But when I'm developing UI code, I simply cannot apply TDD. To all fundamentalists out there, the first law of TDD states that "you may not write production code until you have written a failing unit test". But how can this be if you are developing UIs?
(One can use acceptance test frameworks like Selenium, but that doesn't count, because you don't interact directly with the source code.)
So, can I tell my manager that because of the new >90% code coverage policy I cannot write user interface code?
If you find that writing TDD causes you to spend 4x more time on refactoring, you need to be writing better, more isolated tests, and really let the tests drive the design, as intended. You are also not counting the time you spend in the debugger when you refactor without tests, not to mention how much time everyone else spends on bugs you introduce when you refactor.
Anyway, here is some good advice about what TDD means for UI development. How much that will translate into code coverage depends heavily on the UI framework.

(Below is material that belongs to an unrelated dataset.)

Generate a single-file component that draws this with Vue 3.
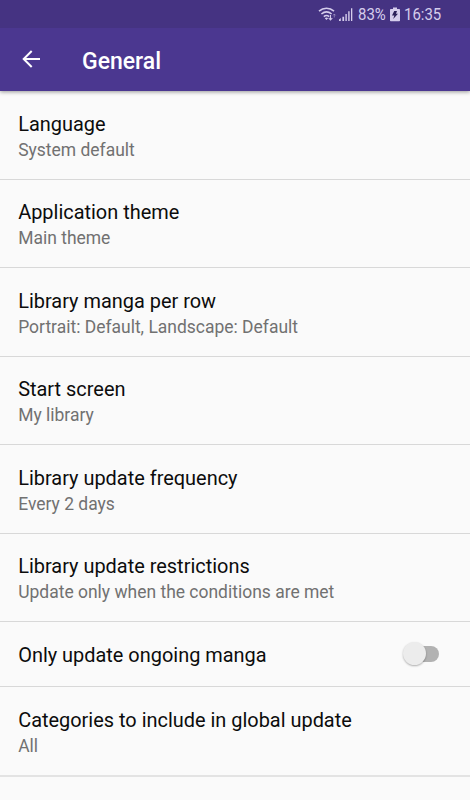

Definitely don't tell your manager you can't do it, he may just replace you with someone who can.
First off, even Robert Martin has testing challenges with UIs.
When TDDing a UI, you write "behavioral contracts" that get as close to the action as possible. Ideally that means unit tests. But some UI frameworks make that inordinately difficult, requiring that you step back and use integration or "acceptance" tests to capture how you expect the UI to behave.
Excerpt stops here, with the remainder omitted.